Pressure-volume-temperature dependence of poly-ε-caprolactam/clay nanocomposites

The pressure-volume-temperature (PVT) dependence of commercial poly-epsilon-caprolactain melt (PA-6) and based on it a nanocomposite containing 1.6 wt % of exfoliated montmorillonite (PNC) as well as their 1: 1 mixture was determined at T = 300-560 K and P = 0-150 MPa. Incorporation of clay into PA-6 resulted in lowering the specific volume of PNC by about 1.0%. For all three molten resins excellent agreement between experiment and the results from Simha-Somcynsky lattice-hole theory was found. The hole (free volume) fraction, a sensitive indicator of structural changes, shows a pressure-dependent reduction of ca. 14-15% in PNC as compared with the neat PA-6. An evaluation of the binary interactions from the computed mean scaling parameters of the theory requires definition of the constituents.
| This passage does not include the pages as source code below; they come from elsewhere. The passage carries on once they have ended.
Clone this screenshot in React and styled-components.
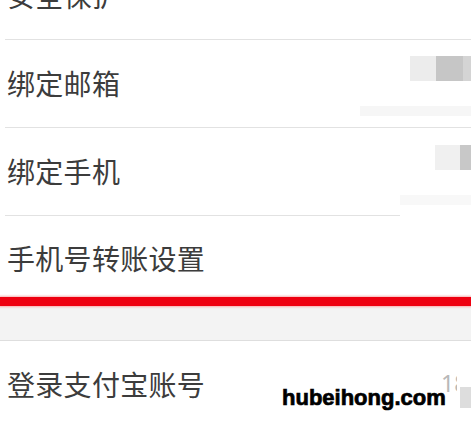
import React from "react";
import styled, { createGlobalStyle } from "styled-components";

const GlobalStyle = createGlobalStyle`
  html, body {
    margin: 0;
    padding: 0;
    background: #ffffff;
    overflow: hidden;
  }
  body {
    font-family: "Noto Sans CJK SC", "Noto Sans", sans-serif;
  }
`;

const ROWS = [
  { label: "安全保护", line: "full" },
  {
    label: "绑定邮箱",
    line: "full",
    mosaic: [
      { left: 410, top: 16, width: 26, height: 25, color: "#ececec" },
      { left: 436, top: 16, width: 27, height: 25, color: "#c6c6c6" },
      { left: 463, top: 16, width: 8, height: 25, color: "#d4d4d4" },
      { left: 360, top: 66, width: 111, height: 10, color: "#f6f6f6" },
    ],
  },
  {
    label: "绑定手机",
    line: "short",
    mosaic: [
      { left: 435, top: 17, width: 25, height: 25, color: "#f0f0f0" },
      { left: 460, top: 17, width: 11, height: 25, color: "#c8c8c8" },
      { left: 400, top: 67, width: 71, height: 10, color: "#f8f8f8" },
    ],
  },
  { label: "手机号转账设置", line: "red" },
];

export default function App() {
  return (
    <>
      <GlobalStyle />
      <Page>
        <List>
          {ROWS.map((row) => (
            <Row key={row.label} line={row.line}>
              <Label>{row.label}</Label>
              {row.mosaic &&
                row.mosaic.map((m, i) => (
                  <Pixel
                    key={i}
                    style={{
                      left: m.left,
                      top: m.top,
                      width: m.width,
                      height: m.height,
                      background: m.color,
                    }}
                  />
                ))}
            </Row>
          ))}
        </List>
        <Gap />
        <Row line="none">
          <Label>登录支付宝账号</Label>
          <Value>18</Value>
          <Pixel
            style={{ left: 460, top: 46, width: 11, height: 21, background: "#dddddd" }}
          />
        </Row>
        <Watermark>hubeihong.com</Watermark>
      </Page>
    </>
  );
}

const Page = styled.div`
  position: relative;
  width: 471px;
  height: 424px;
  overflow: hidden;
  background: #ffffff;
`;

const List = styled.div`
  display: flex;
  flex-direction: column;
  margin-top: -48px;
`;

const Row = styled.div`
  position: relative;
  display: flex;
  align-items: center;
  height: ${(p) => (p.line === "red" ? "90px" : "88px")};
  padding-left: 7px;
  padding-bottom: ${(p) => (p.line === "red" ? "7px" : "3px")};
  box-sizing: border-box;

  &::after {
    content: "";
    position: absolute;
    left: ${(p) => (p.line === "red" ? "0" : "5px")};
    right: ${(p) => (p.line === "short" ? "71px" : "0")};
    bottom: 0;
    height: ${(p) => (p.line === "red" ? "9px" : "1px")};
    background: ${(p) =>
      p.line === "red" ? "#ee0010" : p.line === "none" ? "transparent" : "#e2e2e2"};
    box-shadow: ${(p) => (p.line === "red" ? "0 0 2px 1px #f7b0b0" : "none")};
  }
`;

const Label = styled.span`
  font-size: 28px;
  line-height: 1;
  color: #3c3c3c;
  letter-spacing: 0.3px;
`;

const Value = styled.span`
  margin-left: auto;
  margin-right: 14px;
  width: 16px;
  overflow: hidden;
  white-space: nowrap;
  font-size: 23px;
  line-height: 1;
  color: #b8b8b8;
  font-family: "Noto Sans", sans-serif;
`;

const Pixel = styled.div`
  position: absolute;
`;

const Gap = styled.div`
  height: 33px;
  background: #f3f3f3;
  border-top: 1px solid #fbe6e6;
  border-bottom: 1px solid #dedede;
`;

const Watermark = styled.div`
  position: absolute;
  left: 282px;
  top: 385px;
  font-family: "Liberation Sans", Arial, sans-serif;
  font-weight: bold;
  font-size: 22px;
  line-height: 1.15;
  color: #000000;
  -webkit-text-stroke: 0.7px #000000;
`;
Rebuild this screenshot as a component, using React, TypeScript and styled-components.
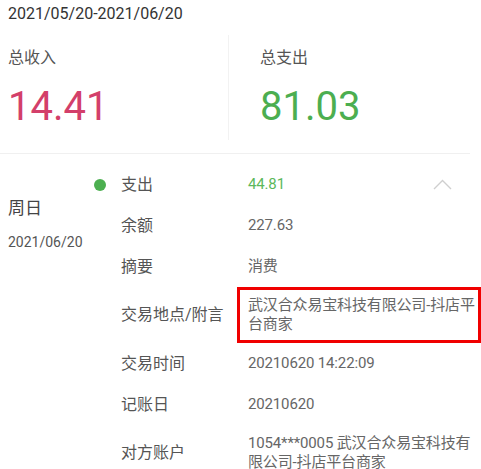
import React from 'react';
import styled, { createGlobalStyle } from 'styled-components';

const GlobalStyle = createGlobalStyle`
  body {
    margin: 0;
    background: #fff;
    font-family: Roboto, "Noto Sans CJK SC", sans-serif;
  }
`;

const Page = styled.div`
  width: 481px;
  overflow: hidden;
`;

const DateRange = styled.div`
  padding: 4px 8px 0;
  font-size: 16px;
  line-height: 20px;
  color: #333;
`;

const Summary = styled.div`
  display: flex;
  margin: 11px 11px 0 0;
  padding-bottom: 13px;
  border-bottom: 1px solid #f0f0f0;
`;

const SummaryCol = styled.div<{ $first?: boolean }>`
  height: 105px;
  box-sizing: border-box;
  padding: 12px 0 0 ${p => (p.$first ? '8px' : '31px')};
  width: ${p => (p.$first ? '229px' : 'auto')};
  flex: ${p => (p.$first ? 'none' : '1')};
  border-right: ${p => (p.$first ? '1px solid #f2f2f2' : 'none')};
`;

const SummaryLabel = styled.div`
  font-size: 16px;
  line-height: 22px;
  color: #555;
`;

const SummaryAmount = styled.div<{ $color: string }>`
  margin-top: 14px;
  font-size: 40px;
  line-height: 48px;
  color: ${p => p.$color};
`;

const Transaction = styled.div`
  display: flex;
  padding-top: 10px;
`;

const DayCol = styled.div`
  width: 94px;
  flex: none;
  box-sizing: border-box;
  padding: 32px 0 0 8px;
`;

const Weekday = styled.div`
  font-size: 17px;
  line-height: 24px;
  color: #444;
`;

const DayDate = styled.div`
  margin-top: 12px;
  font-size: 14px;
  line-height: 20px;
  color: #555;
`;

const DetailList = styled.div`
  flex: 1;
  display: grid;
  grid-template-columns: 27px 116px 1fr;
`;

const DotCell = styled.div`
  display: flex;
  align-items: center;
`;

const Dot = styled.span`
  width: 12px;
  height: 12px;
  border-radius: 50%;
  background: #4caf50;
`;

const Label = styled.div`
  display: flex;
  align-items: center;
  min-height: 41px;
  font-size: 16px;
  line-height: 20px;
  color: #555;
`;

const Value = styled.div<{ $marked?: boolean; $color?: string }>`
  display: flex;
  align-items: center;
  justify-content: space-between;
  box-sizing: border-box;
  min-height: 41px;
  padding: ${p => (p.$marked ? '6px 0 6px 8px' : '9px 2px 9px 11px')};
  border: ${p => (p.$marked ? '3px solid #f00000' : 'none')};
  font-size: 15px;
  line-height: 19px;
  letter-spacing: -0.15px;
  color: ${p => p.$color || '#666'};
`;

const Chevron = styled.svg`
  margin-right: 27px;
`;

interface IRow {
  label: string;
  value: string;
  marked?: boolean;
}

const rows: IRow[] = [
  { label: '余额', value: '227.63' },
  { label: '摘要', value: '消费' },
  { label: '交易地点/附言', value: '武汉合众易宝科技有限公司-抖店平台商家', marked: true },
  { label: '交易时间', value: '20210620 14:22:09' },
  { label: '记账日', value: '20210620' },
  { label: '对方账户', value: '1054***0005 武汉合众易宝科技有限公司-抖店平台商家' },
];

const App = () => (
  <Page>
    <GlobalStyle />
    <DateRange>2021/05/20-2021/06/20</DateRange>
    <Summary>
      <SummaryCol $first>
        <SummaryLabel>总收入</SummaryLabel>
        <SummaryAmount $color="#d33f6a">14.41</SummaryAmount>
      </SummaryCol>
      <SummaryCol>
        <SummaryLabel>总支出</SummaryLabel>
        <SummaryAmount $color="#4cae50">81.03</SummaryAmount>
      </SummaryCol>
    </Summary>
    <Transaction>
      <DayCol>
        <Weekday>周日</Weekday>
        <DayDate>2021/06/20</DayDate>
      </DayCol>
      <DetailList>
        <DotCell><Dot /></DotCell>
        <Label>支出</Label>
        <Value $color="#5cb85c">
          44.81
          <Chevron width="19" height="11" viewBox="0 0 19 11" fill="none" stroke="#cfcfcf" strokeWidth="1.4">
            <path d="M1 10 L9.5 1.5 L18 10" />
          </Chevron>
        </Value>
        {rows.map(row => (
          <React.Fragment key={row.label}>
            <DotCell />
            <Label>{row.label}</Label>
            <Value $marked={row.marked}>{row.value}</Value>
          </React.Fragment>
        ))}
      </DetailList>
    </Transaction>
  </Page>
);

export default App;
On the basis of experimental and computer simulation results in the literature, the following model was adopted: Flat disk particles of specified diameter are covered with a uniform layer of solidified PA-6 of specified thickness, thus forming hairy clay platelets (HCP). The remainder of PA-6 constitutes the matrix. Its mobility and other properties vary with the distance from the clay surface in the normal direction and reach as an asymptotic limit bulk values. Thus, the characteristic interaction parameters of the matrix vary with the interparticle distance and hence with clay content. The estimated cross-interaction parameters are appropriate averages of the two self-interaction quantities.